**Written request:** In your copy, include every line of the listing below exactly but none of the pictures.

**Information shown:**

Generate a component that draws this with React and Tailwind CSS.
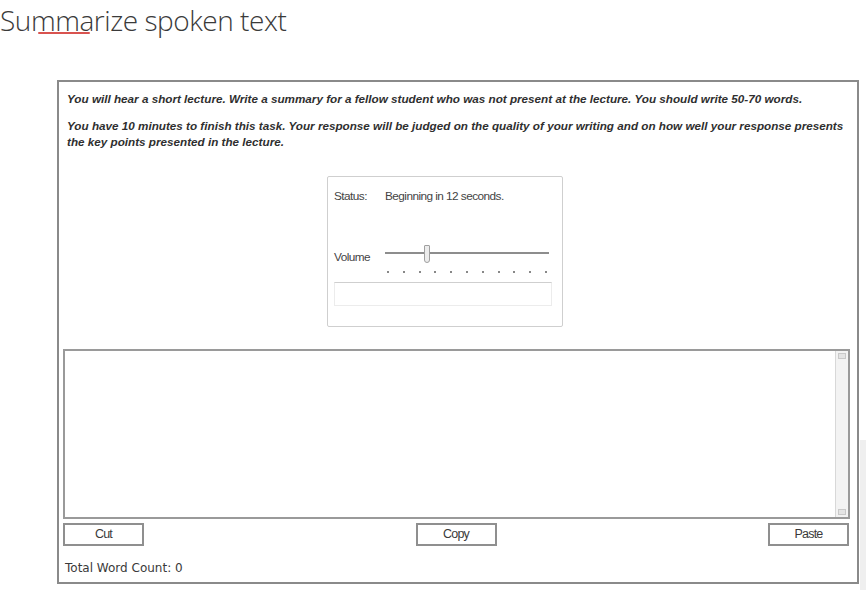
export default function App() {
  const ticks = Array.from({ length: 11 });

  return (
    <div className="relative h-[590px] w-[866px] overflow-hidden bg-white">
      {/* heading */}
      <div className="h-[80px] pt-[1px]">
        <h1 className="relative inline-block font-['Open_Sans',sans-serif] text-[28px] font-light leading-[38px] tracking-[-0.45px] text-[#3a3a3a]">
          Summarize spoken text
          <span className="absolute left-[38px] top-[31px] h-[2px] w-[52px] rounded bg-[#d9534f]" />
        </h1>
      </div>

      {/* test panel */}
      <div className="ml-[57px] flex h-[504px] w-[802px] flex-col border-2 border-[#8a8a8a] font-['Liberation_Sans',Arial,sans-serif]">
        <div className="pl-[8px] pr-[6px] pt-[9px] text-[11.7px] font-bold italic leading-[16px] text-[#2f2f2f]">
          <p className="whitespace-nowrap">
            You will hear a short lecture. Write a summary for a fellow student who was not present at the lecture. You should write 50-70 words.
          </p>
          <p className="mt-[11px]">
            You have 10 minutes to finish this task. Your response will be judged on the quality of your writing and on how well your response presents the key points presented in the lecture.
          </p>
        </div>

        {/* audio status */}
        <div className="mt-[26px] flex">
          <div className="ml-[268px] h-[151px] w-[236px] rounded-[2px] border border-[#cfcfcf] px-[6px] pt-[11px] text-[11.8px] tracking-[-0.55px] text-[#444]">
            <div className="flex">
              <span className="w-[51px]">Status:</span>
              <span>Beginning in 12 seconds.</span>
            </div>
            <div className="mt-[39px] flex items-start">
              <span className="mt-[4px] w-[51px]">Volume</span>
              <div className="relative w-[164px]">
                <div className="mt-[7px] h-[2px] w-full bg-[#8d8d8d]" />
                <div className="absolute left-[39px] top-[0px] h-[18px] w-[6px] rounded-b-[3px] rounded-t-[1px] border border-[#a0a0a0] bg-[#ececec]" />
                <div className="mt-[17px] flex justify-between px-[2px]">
                  {ticks.map((_, i) => (
                    <span key={i} className="h-[2px] w-[2px] bg-[#888]" />
                  ))}
                </div>
              </div>
            </div>
            <div className="mt-[9px] h-[24px] w-[218px] border border-[#ececec] border-t-[#cfcfcf]" />
          </div>
        </div>

        {/* response area */}
        <div className="ml-[4px] mr-[7px] mt-[22px] flex h-[170px] border-2 border-[#9a9a9a]">
          <div className="flex-1 bg-white" />
          <div className="flex w-[13px] flex-col justify-between border-l border-[#d8d8d8] bg-[#f3f3f3] py-[2px]">
            <span className="mx-auto h-[6px] w-[8px] border border-[#c9c9c9] bg-[#e4e4e4]" />
            <span className="mx-auto h-[6px] w-[8px] border border-[#c9c9c9] bg-[#e4e4e4]" />
          </div>
        </div>

        <div className="ml-[4px] mr-[8px] mt-[4px] flex justify-between text-[12.5px] tracking-[-0.8px] text-[#3a3a3a]">
          <button className="h-[23px] w-[81px] border-2 border-[#8f8f8f] bg-white">Cut</button>
          <button className="h-[23px] w-[81px] border-2 border-[#8f8f8f] bg-white">Copy</button>
          <button className="h-[23px] w-[81px] border-2 border-[#8f8f8f] bg-white">Paste</button>
        </div>

        <div className="ml-[6px] mt-[13px] font-['DejaVu_Sans',sans-serif] text-[12px] text-[#3a3a3a]">
          Total Word Count: 0
        </div>
      </div>

      <div className="absolute right-0 top-[440px] h-[150px] w-[6px] bg-[#efefef]" />
    </div>
  );
}
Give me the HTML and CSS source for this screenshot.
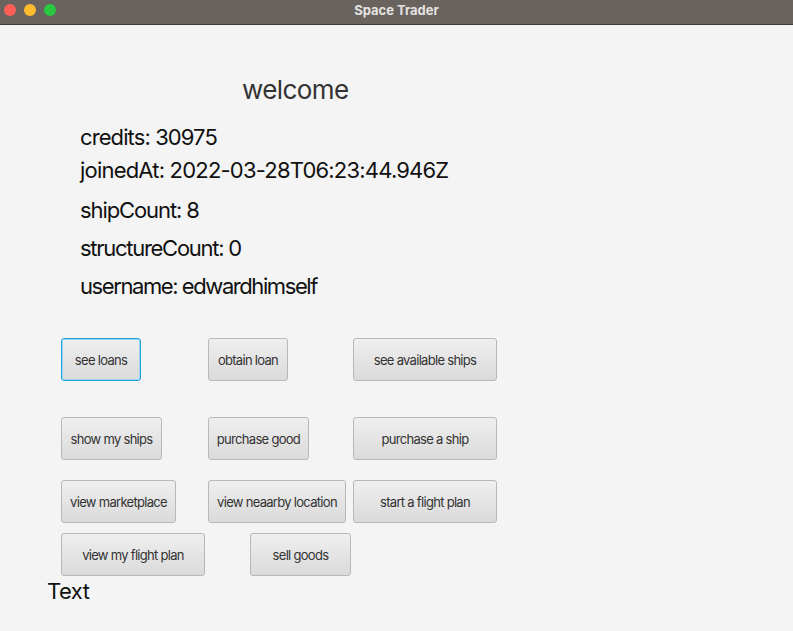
FILE: index.html
```html
<!DOCTYPE html>
<html>
<head>
<meta charset="utf-8">
<link rel="stylesheet" href="styles.css">
</head>
<body>
<div class="window">
  <div class="titlebar">
    <div class="lights">
      <span class="light red"></span>
      <span class="light yellow"></span>
      <span class="light green"></span>
    </div>
    <div class="title">Space Trader</div>
  </div>
  <div class="content">
    <div class="welcome">welcome</div>
    <div class="info">
      <div class="row r-credits">credits: 30975</div>
      <div class="row r-joined">joinedAt: 2022-03-28T06:23:44.946Z</div>
      <div class="row r-ships">shipCount: 8</div>
      <div class="row r-struct">structureCount: 0</div>
      <div class="row r-user">username: edwardhimself</div>
    </div>
    <div class="buttons">
      <div class="btn-row row1">
        <button class="btn focused w80">see loans</button>
        <button class="btn w80">obtain loan</button>
        <button class="btn w144">see available ships</button>
      </div>
      <div class="btn-row row2">
        <button class="btn w101">show my ships</button>
        <button class="btn w101">purchase good</button>
        <button class="btn w144">purchase a ship</button>
      </div>
      <div class="btn-row row3">
        <button class="btn w115">view marketplace</button>
        <button class="btn w138">view neaarby location</button>
        <button class="btn w144">start a flight plan</button>
      </div>
      <div class="btn-row row4">
        <button class="btn w144">view my flight plan</button>
        <button class="btn w101 shift">sell goods</button>
      </div>
    </div>
    <div class="footer-text">Text</div>
  </div>
</div>
</body>
</html>
```
FILE: styles.css
```css
* { box-sizing: border-box; }
html, body { margin: 0; padding: 0; }
body {
  width: 793px;
  height: 631px;
  overflow: hidden;
  background: #f4f4f4;
  font-family: Inter, "Noto Sans", sans-serif;
}
.titlebar {
  position: relative;
  height: 25px;
  background: #69635f;
  border-bottom: 1px solid #3f3b39;
  display: flex;
  align-items: center;
  justify-content: center;
}
.lights {
  position: absolute;
  left: 4px;
  top: 4px;
  display: flex;
  gap: 8px;
}
.light {
  width: 12px;
  height: 12px;
  border-radius: 50%;
  display: block;
}
.red { background: #fd5f57; }
.yellow { background: #febc2e; }
.green { background: #28c840; }
.title {
  color: #e4e2e0;
  font-size: 13px;
  font-weight: 700;
  margin-top: -4px;
}
.welcome {
  padding-left: 242px;
  margin-top: 49px;
  font-size: 26px;
  line-height: 32px;
  letter-spacing: -0.6px;
  color: #333;
}
.info {
  padding-left: 80px;
  color: #111;
  font-size: 22px;
  letter-spacing: -1.1px;
}
.row { line-height: 30px; }
.r-credits { margin-top: 16px; letter-spacing: -0.9px; }
.r-joined { margin-top: 3px; letter-spacing: -0.8px; }
.r-ships { margin-top: 10px; }
.r-struct { margin-top: 8px; letter-spacing: -1.28px; }
.r-user { margin-top: 8px; letter-spacing: -1.42px; }

.buttons {
  margin-top: 37px;
  padding-left: 61px;
}
.btn-row {
  display: grid;
  grid-template-columns: 147px 145px 144px;
  justify-items: start;
}
.row2 { margin-top: 36px; }
.row3 { margin-top: 20px; }
.row4 { margin-top: 10px; }
.btn {
  height: 43px;
  font-family: Inter, "Noto Sans", sans-serif;
  font-size: 13px;
  letter-spacing: -0.7px;
  color: #333;
  background: linear-gradient(#efefef, #dadada);
  border: 1px solid #b8b8b8;
  border-radius: 3px;
  padding: 0;
}
.btn.focused {
  border: 1px solid #1ea4e1;
  box-shadow: inset 0 0 0 1px #9ad6f2;
}
.w80 { width: 80px; }
.w101 { width: 101px; }
.w115 { width: 115px; }
.w138 { width: 138px; }
.w144 { width: 144px; }
.shift { margin-left: 42px; }
.footer-text {
  padding-left: 47px;
  font-size: 22px;
  letter-spacing: -0.5px;
  color: #111;
  line-height: 26px;
  margin-top: 2px;
}
```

**Answer to this task:**
Generate a component that draws this with React and Tailwind CSS.
export default function App() {
  const ticks = Array.from({ length: 11 });

  return (
    <div className="relative h-[590px] w-[866px] overflow-hidden bg-white">
      {/* heading */}
      <div className="h-[80px] pt-[1px]">
        <h1 className="relative inline-block font-['Open_Sans',sans-serif] text-[28px] font-light leading-[38px] tracking-[-0.45px] text-[#3a3a3a]">
          Summarize spoken text
          <span className="absolute left-[38px] top-[31px] h-[2px] w-[52px] rounded bg-[#d9534f]" />
        </h1>
      </div>

      {/* test panel */}
      <div className="ml-[57px] flex h-[504px] w-[802px] flex-col border-2 border-[#8a8a8a] font-['Liberation_Sans',Arial,sans-serif]">
        <div className="pl-[8px] pr-[6px] pt-[9px] text-[11.7px] font-bold italic leading-[16px] text-[#2f2f2f]">
          <p className="whitespace-nowrap">
            You will hear a short lecture. Write a summary for a fellow student who was not present at the lecture. You should write 50-70 words.
          </p>
          <p className="mt-[11px]">
            You have 10 minutes to finish this task. Your response will be judged on the quality of your writing and on how well your response presents the key points presented in the lecture.
          </p>
        </div>

        {/* audio status */}
        <div className="mt-[26px] flex">
          <div className="ml-[268px] h-[151px] w-[236px] rounded-[2px] border border-[#cfcfcf] px-[6px] pt-[11px] text-[11.8px] tracking-[-0.55px] text-[#444]">
            <div className="flex">
              <span className="w-[51px]">Status:</span>
              <span>Beginning in 12 seconds.</span>
            </div>
            <div className="mt-[39px] flex items-start">
              <span className="mt-[4px] w-[51px]">Volume</span>
              <div className="relative w-[164px]">
                <div className="mt-[7px] h-[2px] w-full bg-[#8d8d8d]" />
                <div className="absolute left-[39px] top-[0px] h-[18px] w-[6px] rounded-b-[3px] rounded-t-[1px] border border-[#a0a0a0] bg-[#ececec]" />
                <div className="mt-[17px] flex justify-between px-[2px]">
                  {ticks.map((_, i) => (
                    <span key={i} className="h-[2px] w-[2px] bg-[#888]" />
                  ))}
                </div>
              </div>
            </div>
            <div className="mt-[9px] h-[24px] w-[218px] border border-[#ececec] border-t-[#cfcfcf]" />
          </div>
        </div>

        {/* response area */}
        <div className="ml-[4px] mr-[7px] mt-[22px] flex h-[170px] border-2 border-[#9a9a9a]">
          <div className="flex-1 bg-white" />
          <div className="flex w-[13px] flex-col justify-between border-l border-[#d8d8d8] bg-[#f3f3f3] py-[2px]">
            <span className="mx-auto h-[6px] w-[8px] border border-[#c9c9c9] bg-[#e4e4e4]" />
            <span className="mx-auto h-[6px] w-[8px] border border-[#c9c9c9] bg-[#e4e4e4]" />
          </div>
        </div>

        <div className="ml-[4px] mr-[8px] mt-[4px] flex justify-between text-[12.5px] tracking-[-0.8px] text-[#3a3a3a]">
          <button className="h-[23px] w-[81px] border-2 border-[#8f8f8f] bg-white">Cut</button>
          <button className="h-[23px] w-[81px] border-2 border-[#8f8f8f] bg-white">Copy</button>
          <button className="h-[23px] w-[81px] border-2 border-[#8f8f8f] bg-white">Paste</button>
        </div>

        <div className="ml-[6px] mt-[13px] font-['DejaVu_Sans',sans-serif] text-[12px] text-[#3a3a3a]">
          Total Word Count: 0
        </div>
      </div>

      <div className="absolute right-0 top-[440px] h-[150px] w-[6px] bg-[#efefef]" />
    </div>
  );
}
Give me the HTML and CSS source for this screenshot.
FILE: index.html
```html
<!DOCTYPE html>
<html>
<head>
<meta charset="utf-8">
<link rel="stylesheet" href="styles.css">
</head>
<body>
<div class="window">
  <div class="titlebar">
    <div class="lights">
      <span class="light red"></span>
      <span class="light yellow"></span>
      <span class="light green"></span>
    </div>
    <div class="title">Space Trader</div>
  </div>
  <div class="content">
    <div class="welcome">welcome</div>
    <div class="info">
      <div class="row r-credits">credits: 30975</div>
      <div class="row r-joined">joinedAt: 2022-03-28T06:23:44.946Z</div>
      <div class="row r-ships">shipCount: 8</div>
      <div class="row r-struct">structureCount: 0</div>
      <div class="row r-user">username: edwardhimself</div>
    </div>
    <div class="buttons">
      <div class="btn-row row1">
        <button class="btn focused w80">see loans</button>
        <button class="btn w80">obtain loan</button>
        <button class="btn w144">see available ships</button>
      </div>
      <div class="btn-row row2">
        <button class="btn w101">show my ships</button>
        <button class="btn w101">purchase good</button>
        <button class="btn w144">purchase a ship</button>
      </div>
      <div class="btn-row row3">
        <button class="btn w115">view marketplace</button>
        <button class="btn w138">view neaarby location</button>
        <button class="btn w144">start a flight plan</button>
      </div>
      <div class="btn-row row4">
        <button class="btn w144">view my flight plan</button>
        <button class="btn w101 shift">sell goods</button>
      </div>
    </div>
    <div class="footer-text">Text</div>
  </div>
</div>
</body>
</html>
```
FILE: styles.css
```css
* { box-sizing: border-box; }
html, body { margin: 0; padding: 0; }
body {
  width: 793px;
  height: 631px;
  overflow: hidden;
  background: #f4f4f4;
  font-family: Inter, "Noto Sans", sans-serif;
}
.titlebar {
  position: relative;
  height: 25px;
  background: #69635f;
  border-bottom: 1px solid #3f3b39;
  display: flex;
  align-items: center;
  justify-content: center;
}
.lights {
  position: absolute;
  left: 4px;
  top: 4px;
  display: flex;
  gap: 8px;
}
.light {
  width: 12px;
  height: 12px;
  border-radius: 50%;
  display: block;
}
.red { background: #fd5f57; }
.yellow { background: #febc2e; }
.green { background: #28c840; }
.title {
  color: #e4e2e0;
  font-size: 13px;
  font-weight: 700;
  margin-top: -4px;
}
.welcome {
  padding-left: 242px;
  margin-top: 49px;
  font-size: 26px;
  line-height: 32px;
  letter-spacing: -0.6px;
  color: #333;
}
.info {
  padding-left: 80px;
  color: #111;
  font-size: 22px;
  letter-spacing: -1.1px;
}
.row { line-height: 30px; }
.r-credits { margin-top: 16px; letter-spacing: -0.9px; }
.r-joined { margin-top: 3px; letter-spacing: -0.8px; }
.r-ships { margin-top: 10px; }
.r-struct { margin-top: 8px; letter-spacing: -1.28px; }
.r-user { margin-top: 8px; letter-spacing: -1.42px; }

.buttons {
  margin-top: 37px;
  padding-left: 61px;
}
.btn-row {
  display: grid;
  grid-template-columns: 147px 145px 144px;
  justify-items: start;
}
.row2 { margin-top: 36px; }
.row3 { margin-top: 20px; }
.row4 { margin-top: 10px; }
.btn {
  height: 43px;
  font-family: Inter, "Noto Sans", sans-serif;
  font-size: 13px;
  letter-spacing: -0.7px;
  color: #333;
  background: linear-gradient(#efefef, #dadada);
  border: 1px solid #b8b8b8;
  border-radius: 3px;
  padding: 0;
}
.btn.focused {
  border: 1px solid #1ea4e1;
  box-shadow: inset 0 0 0 1px #9ad6f2;
}
.w80 { width: 80px; }
.w101 { width: 101px; }
.w115 { width: 115px; }
.w138 { width: 138px; }
.w144 { width: 144px; }
.shift { margin-left: 42px; }
.footer-text {
  padding-left: 47px;
  font-size: 22px;
  letter-spacing: -0.5px;
  color: #111;
  line-height: 26px;
  margin-top: 2px;
}
```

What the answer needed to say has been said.